Il populismo è democratico
Machiavelli e gli appetiti delle élite
di Lorenzo Del Savio e Matteo Mameli
L’anti-populismo può facilmente diventare un’arma nella mani delle élite, un’arma che pone a rischio la stessa convivenza democratica. Questo ci può insegnare Machiavelli attraverso un dibattito anglosassone sui rapporti tra i Discorsi e il neo-repubblicanesimo contemporaneo
L’accusa di populismoricorre spesso nel lessico pubblico italiano. Interi movimenti politici sono spesso ricondotti a questa categoria. È il caso per esempio del Movimento 5 Stelle e, per alcuni aspetti, del cosiddettoberlusconismo, oltre che di vari soggetti dediti alla contestazione politica, inclusi i vari Occupy e le loro declinazioni locali.[1]A detta di quelli che lo criticano, il populismo consiste nella semplificazione eccessiva di questioni pubbliche complicate, ridotte a caricature adatte a soddisfare gli appetiti dei più e a suscitare in essi irrazionali e controproducenti istinti contestatori. Tale semplificazione agitatoria danneggerebbe non solo il perseguimento del bene collettivo ma anche quello degli interessi di coloro che si fanno attrarre da tale semplificazione. È implicita in questa concezione del populismo un’immagine negativa delle moltitudini: il “popolo” è spesso disinformato, distratto, disinteressato al bene comune, volatile nelle preferenze e nel giudizio politico, attratto dalle semplificazioni concettuali, estraneo alla razionalità e al senso civico richiesto dall’analisi dei problemi sociali ed economici più urgenti e complessi. Non solo: in tale accusa è implicita una valorizzazione paternalistica del ruolo delle élite tecnocratiche, considerate le più adatte a identificare e interpretare le vere esigenze e i veri interessi delle persone comuni. La maggioranza dei cittadini vivrebbe, secondo gli anti-populisti, in una sorta di falsa coscienza indotta da mancanza di competenze, da pigrizia cognitiva, e da un uso smodato della TV o dei social media, che non permetterebbero alle persone comuni di giudicare da sé del proprio destino politico.

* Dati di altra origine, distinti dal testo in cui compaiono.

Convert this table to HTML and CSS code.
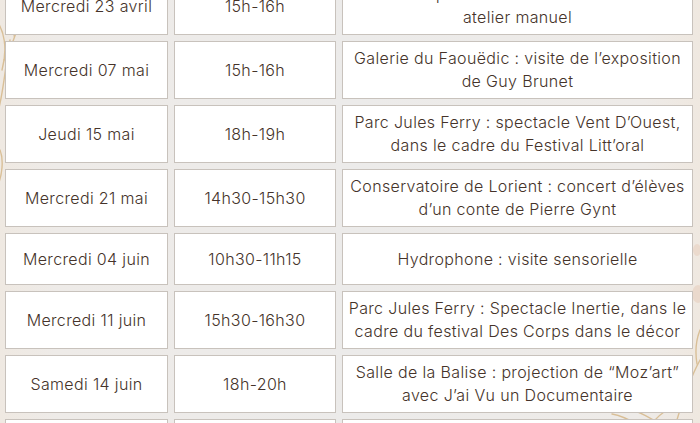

Questa interpretazione anti-populista del significato politico dei populismi, ancorché egemone, è inadeguata. Per chi ritiene che gli appetiti delle oligarchie – per usare i termini di Machiavelli – costituiscano un elemento di rischio importante per quanto riguarda il perseguimento del bene comune, non è difficile vedere come l’accusa di populismo possa diventare facilmente uno strumento per mantenere ed estendere il potere di quelle stesse oligarchie, oltre che la loro influenza sulla vita e le decisioni pubbliche, riducendo così ogni tentativo di contestazione che viene dal basso a irrazionalità o pigrizia intellettuale o morale. L’anti-populismo può dunque diventare un’arma nella mani delle élite, un’arma che pone a rischio la stessa convivenza democratica. E il populismo, se propriamente articolato, può invece essere utile alla vita democratica. Questo ci insegna Machiavelli attraverso un recente dibattito anglosassone sulle tesi dei Discorsi sopra la prima deca di Tito Livio.
L’anti-populismo e il dibattito neo-repubblicano su Machiavelli
In questo breve scritto, vogliamo spiegare la potenzialità contestatoria e anti-elitista del populismo, esplorandone le potenzialità democratiche. Il nostro punto di partenza è la lettura che il politologo John McCormick ha dato di ciò Machiavelli dice nei Discorsi a proposito delle istituzioni della Repubblica romana, lettura contrapposta a quella cosiddetta neo-repubblicana, e ormai divenuta ortodossa, di autori come lo storico Quentin Skinner e il filosofo Philip Pettit.[2] McCormick pone in risalto quegli aspetti che possono essere legittimamente – anche se anacronisticamente e provocatoriamente – chiamati populisti delle teorie di Machiavelli. Per Machiavelli la Repubblica romana offre un esempio, per quanto imperfetto, di un sistema istituzionale all’interno del quale anche coloro che non appartengono alle élite possono contestare efficacemente, e per di più per via istituzionale, il potere e le ambizioni delle oligarchie, la cui azione sarebbe altrimenti priva di limiti e dannosa per gli interessi delle persone comuni, oltre che per la sopravvivenza stessa della Repubblica, e quindi nel lungo termine per gli interessi di tutti, incluse le oligarchie stesse. Questo aspetto contestatorio si riscontra nelle magistrature plebee della costituzione mista della Repubblica romana, che garantiva ai semplici cittadini ampi poteri reattivi e propositivi tramite assemblee dedicate e potenti ruoli politici, in primo luogo il tribunato, a cui le élite non avevano accesso.